I, and – fuck it I can’t be the only one – a whole chunk of my generation, have had some bad luck when it comes to children’s tv presenters.
Jimmy Saville was just too fucked up for words but at least it was – in hindsight for those of us viewers who weren’t aware of the ubiquitous rumours – somewhat obvious. I mean if you wanted to fucking dress like a stereotypical sex offender then honestly he was doing it right there.

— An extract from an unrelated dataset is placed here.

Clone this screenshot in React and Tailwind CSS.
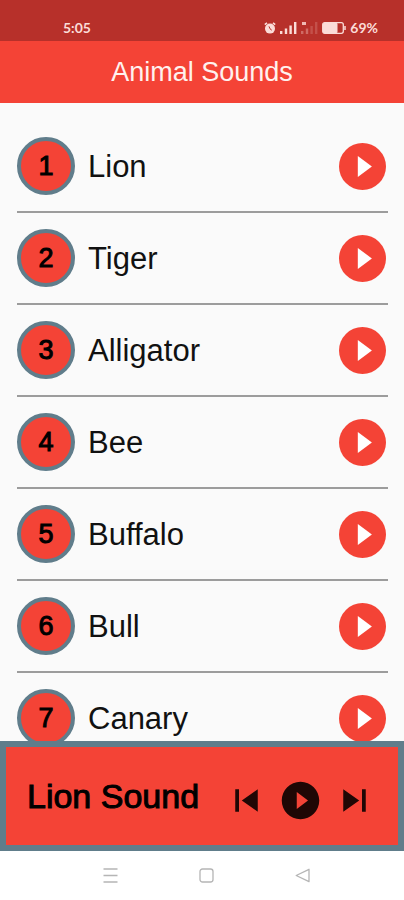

Rolf Harris though. I liked Rolf Harris. Before it came out that he was a paedophile I mean. I was a vaguely arty kid so honestly Tony Hart and Morph were my first loves but as a kid my sister and I weren’t allowed for the longest time to watch ITV so we weren’t exposed to the adverts. Rolf Harris did his art stuff on 3 (ITV for any of you who don’t live in the UK) and Dad kind of hated him anyway. No prescience on my Dad’s part but he’d been nicknamed Rolf by school kids because he had an Australian accent and a goatee a la Rolf. In anycase liking Rolf Harris, who was a cartoonist and cheesy musical person and a bit weird seemed kinda like a kid rebellion. I always found the rolfaroos somewhat creepy though.
Turns out the whole guy was creepy. Just like Saville. I guess you could say Harris was to children’s ITV what Saville was to children’s BBC.
Christ we were cut off from things us children of the 80s. Eccentrics and weirdos were supposed to be a good thing to be feted, outsiders welcomed into the mainstream except that with section 28 meaning that we couldn’t talk about our own differences from the norm of sexuality we were lumped in to everyone who might want to keep their vices quiet. Not just because they might frighten the horses but because they liked to hurt people.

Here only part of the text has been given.